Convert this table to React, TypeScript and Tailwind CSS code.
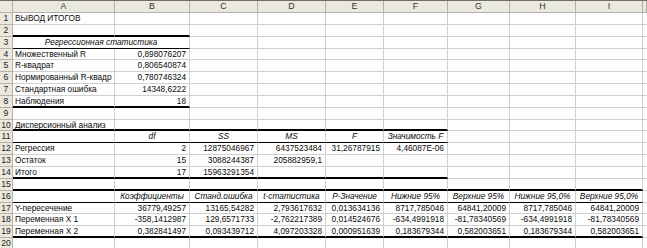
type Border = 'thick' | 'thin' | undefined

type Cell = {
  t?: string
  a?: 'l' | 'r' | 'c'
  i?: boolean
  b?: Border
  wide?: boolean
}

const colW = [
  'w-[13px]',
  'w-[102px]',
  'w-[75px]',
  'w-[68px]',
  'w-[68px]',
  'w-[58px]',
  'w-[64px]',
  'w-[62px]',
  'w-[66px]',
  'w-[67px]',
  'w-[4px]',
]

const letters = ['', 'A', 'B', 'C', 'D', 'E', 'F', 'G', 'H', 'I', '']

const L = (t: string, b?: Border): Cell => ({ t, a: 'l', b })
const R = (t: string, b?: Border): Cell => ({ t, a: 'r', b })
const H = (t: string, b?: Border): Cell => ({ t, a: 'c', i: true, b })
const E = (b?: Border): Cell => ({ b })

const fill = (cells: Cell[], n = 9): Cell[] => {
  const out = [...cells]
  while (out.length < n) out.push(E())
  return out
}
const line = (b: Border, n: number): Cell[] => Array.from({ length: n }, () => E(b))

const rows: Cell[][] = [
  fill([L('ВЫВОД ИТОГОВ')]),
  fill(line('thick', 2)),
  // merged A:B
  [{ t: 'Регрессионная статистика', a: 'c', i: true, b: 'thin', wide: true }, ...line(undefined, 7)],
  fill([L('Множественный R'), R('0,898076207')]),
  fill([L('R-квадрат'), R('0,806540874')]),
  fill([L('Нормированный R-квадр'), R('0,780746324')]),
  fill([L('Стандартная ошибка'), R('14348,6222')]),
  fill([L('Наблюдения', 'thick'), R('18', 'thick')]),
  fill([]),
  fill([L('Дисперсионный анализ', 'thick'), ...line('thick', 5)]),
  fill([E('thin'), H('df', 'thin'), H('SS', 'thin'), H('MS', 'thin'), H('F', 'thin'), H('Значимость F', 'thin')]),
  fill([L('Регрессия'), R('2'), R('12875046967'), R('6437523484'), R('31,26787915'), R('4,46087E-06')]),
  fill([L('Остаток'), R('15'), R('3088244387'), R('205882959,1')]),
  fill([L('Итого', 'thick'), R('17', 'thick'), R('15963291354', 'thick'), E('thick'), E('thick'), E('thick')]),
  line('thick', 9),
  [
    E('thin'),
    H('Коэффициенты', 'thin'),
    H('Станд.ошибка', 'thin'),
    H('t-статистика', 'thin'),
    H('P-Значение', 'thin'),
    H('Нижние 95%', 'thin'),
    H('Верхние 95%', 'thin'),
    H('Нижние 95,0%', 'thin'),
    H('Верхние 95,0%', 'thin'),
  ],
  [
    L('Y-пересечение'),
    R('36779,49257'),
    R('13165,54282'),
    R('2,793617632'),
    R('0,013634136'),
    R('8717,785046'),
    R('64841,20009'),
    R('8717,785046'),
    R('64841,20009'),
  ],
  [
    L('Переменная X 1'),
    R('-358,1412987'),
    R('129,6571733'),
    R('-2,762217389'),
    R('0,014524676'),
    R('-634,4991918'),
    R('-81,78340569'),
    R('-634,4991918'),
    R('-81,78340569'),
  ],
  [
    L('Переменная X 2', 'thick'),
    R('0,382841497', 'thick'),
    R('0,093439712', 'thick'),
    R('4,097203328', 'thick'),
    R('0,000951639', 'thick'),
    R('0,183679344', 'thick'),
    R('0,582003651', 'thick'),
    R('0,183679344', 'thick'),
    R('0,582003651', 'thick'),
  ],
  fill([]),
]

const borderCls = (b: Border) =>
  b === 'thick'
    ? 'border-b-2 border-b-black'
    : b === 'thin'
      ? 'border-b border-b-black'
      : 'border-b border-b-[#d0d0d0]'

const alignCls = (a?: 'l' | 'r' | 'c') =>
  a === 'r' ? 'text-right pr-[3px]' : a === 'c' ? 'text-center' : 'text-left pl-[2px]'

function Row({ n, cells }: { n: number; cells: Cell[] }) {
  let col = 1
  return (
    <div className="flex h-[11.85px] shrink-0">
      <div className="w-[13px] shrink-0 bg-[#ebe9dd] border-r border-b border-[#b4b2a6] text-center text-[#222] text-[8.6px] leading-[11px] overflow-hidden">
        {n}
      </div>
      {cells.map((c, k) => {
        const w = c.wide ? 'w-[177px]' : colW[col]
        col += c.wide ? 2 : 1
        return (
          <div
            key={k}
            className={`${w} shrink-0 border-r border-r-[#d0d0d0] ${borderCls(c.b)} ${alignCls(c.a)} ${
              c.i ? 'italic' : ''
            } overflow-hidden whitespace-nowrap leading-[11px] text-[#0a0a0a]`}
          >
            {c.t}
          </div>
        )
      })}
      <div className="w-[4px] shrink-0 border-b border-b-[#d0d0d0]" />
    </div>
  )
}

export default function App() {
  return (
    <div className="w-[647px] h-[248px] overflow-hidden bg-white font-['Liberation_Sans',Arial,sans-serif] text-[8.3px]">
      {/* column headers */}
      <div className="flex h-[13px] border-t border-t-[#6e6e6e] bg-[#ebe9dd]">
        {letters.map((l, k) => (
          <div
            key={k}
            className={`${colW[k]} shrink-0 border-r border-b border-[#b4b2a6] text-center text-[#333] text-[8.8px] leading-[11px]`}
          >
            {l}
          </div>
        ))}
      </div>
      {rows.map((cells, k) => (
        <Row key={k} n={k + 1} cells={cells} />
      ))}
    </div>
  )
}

********************

■ What to do ■
Go through the listing above and quote it exactly, apart from its images.

■ Complete response ■
Convert this table to React, TypeScript and Tailwind CSS code.
type Border = 'thick' | 'thin' | undefined

type Cell = {
  t?: string
  a?: 'l' | 'r' | 'c'
  i?: boolean
  b?: Border
  wide?: boolean
}

const colW = [
  'w-[13px]',
  'w-[102px]',
  'w-[75px]',
  'w-[68px]',
  'w-[68px]',
  'w-[58px]',
  'w-[64px]',
  'w-[62px]',
  'w-[66px]',
  'w-[67px]',
  'w-[4px]',
]

const letters = ['', 'A', 'B', 'C', 'D', 'E', 'F', 'G', 'H', 'I', '']

const L = (t: string, b?: Border): Cell => ({ t, a: 'l', b })
const R = (t: string, b?: Border): Cell => ({ t, a: 'r', b })
const H = (t: string, b?: Border): Cell => ({ t, a: 'c', i: true, b })
const E = (b?: Border): Cell => ({ b })

const fill = (cells: Cell[], n = 9): Cell[] => {
  const out = [...cells]
  while (out.length < n) out.push(E())
  return out
}
const line = (b: Border, n: number): Cell[] => Array.from({ length: n }, () => E(b))

const rows: Cell[][] = [
  fill([L('ВЫВОД ИТОГОВ')]),
  fill(line('thick', 2)),
  // merged A:B
  [{ t: 'Регрессионная статистика', a: 'c', i: true, b: 'thin', wide: true }, ...line(undefined, 7)],
  fill([L('Множественный R'), R('0,898076207')]),
  fill([L('R-квадрат'), R('0,806540874')]),
  fill([L('Нормированный R-квадр'), R('0,780746324')]),
  fill([L('Стандартная ошибка'), R('14348,6222')]),
  fill([L('Наблюдения', 'thick'), R('18', 'thick')]),
  fill([]),
  fill([L('Дисперсионный анализ', 'thick'), ...line('thick', 5)]),
  fill([E('thin'), H('df', 'thin'), H('SS', 'thin'), H('MS', 'thin'), H('F', 'thin'), H('Значимость F', 'thin')]),
  fill([L('Регрессия'), R('2'), R('12875046967'), R('6437523484'), R('31,26787915'), R('4,46087E-06')]),
  fill([L('Остаток'), R('15'), R('3088244387'), R('205882959,1')]),
  fill([L('Итого', 'thick'), R('17', 'thick'), R('15963291354', 'thick'), E('thick'), E('thick'), E('thick')]),
  line('thick', 9),
  [
    E('thin'),
    H('Коэффициенты', 'thin'),
    H('Станд.ошибка', 'thin'),
    H('t-статистика', 'thin'),
    H('P-Значение', 'thin'),
    H('Нижние 95%', 'thin'),
    H('Верхние 95%', 'thin'),
    H('Нижние 95,0%', 'thin'),
    H('Верхние 95,0%', 'thin'),
  ],
  [
    L('Y-пересечение'),
    R('36779,49257'),
    R('13165,54282'),
    R('2,793617632'),
    R('0,013634136'),
    R('8717,785046'),
    R('64841,20009'),
    R('8717,785046'),
    R('64841,20009'),
  ],
  [
    L('Переменная X 1'),
    R('-358,1412987'),
    R('129,6571733'),
    R('-2,762217389'),
    R('0,014524676'),
    R('-634,4991918'),
    R('-81,78340569'),
    R('-634,4991918'),
    R('-81,78340569'),
  ],
  [
    L('Переменная X 2', 'thick'),
    R('0,382841497', 'thick'),
    R('0,093439712', 'thick'),
    R('4,097203328', 'thick'),
    R('0,000951639', 'thick'),
    R('0,183679344', 'thick'),
    R('0,582003651', 'thick'),
    R('0,183679344', 'thick'),
    R('0,582003651', 'thick'),
  ],
  fill([]),
]

const borderCls = (b: Border) =>
  b === 'thick'
    ? 'border-b-2 border-b-black'
    : b === 'thin'
      ? 'border-b border-b-black'
      : 'border-b border-b-[#d0d0d0]'

const alignCls = (a?: 'l' | 'r' | 'c') =>
  a === 'r' ? 'text-right pr-[3px]' : a === 'c' ? 'text-center' : 'text-left pl-[2px]'

function Row({ n, cells }: { n: number; cells: Cell[] }) {
  let col = 1
  return (
    <div className="flex h-[11.85px] shrink-0">
      <div className="w-[13px] shrink-0 bg-[#ebe9dd] border-r border-b border-[#b4b2a6] text-center text-[#222] text-[8.6px] leading-[11px] overflow-hidden">
        {n}
      </div>
      {cells.map((c, k) => {
        const w = c.wide ? 'w-[177px]' : colW[col]
        col += c.wide ? 2 : 1
        return (
          <div
            key={k}
            className={`${w} shrink-0 border-r border-r-[#d0d0d0] ${borderCls(c.b)} ${alignCls(c.a)} ${
              c.i ? 'italic' : ''
            } overflow-hidden whitespace-nowrap leading-[11px] text-[#0a0a0a]`}
          >
            {c.t}
          </div>
        )
      })}
      <div className="w-[4px] shrink-0 border-b border-b-[#d0d0d0]" />
    </div>
  )
}

export default function App() {
  return (
    <div className="w-[647px] h-[248px] overflow-hidden bg-white font-['Liberation_Sans',Arial,sans-serif] text-[8.3px]">
      {/* column headers */}
      <div className="flex h-[13px] border-t border-t-[#6e6e6e] bg-[#ebe9dd]">
        {letters.map((l, k) => (
          <div
            key={k}
            className={`${colW[k]} shrink-0 border-r border-b border-[#b4b2a6] text-center text-[#333] text-[8.8px] leading-[11px]`}
          >
            {l}
          </div>
        ))}
      </div>
      {rows.map((cells, k) => (
        <Row key={k} n={k + 1} cells={cells} />
      ))}
    </div>
  )
}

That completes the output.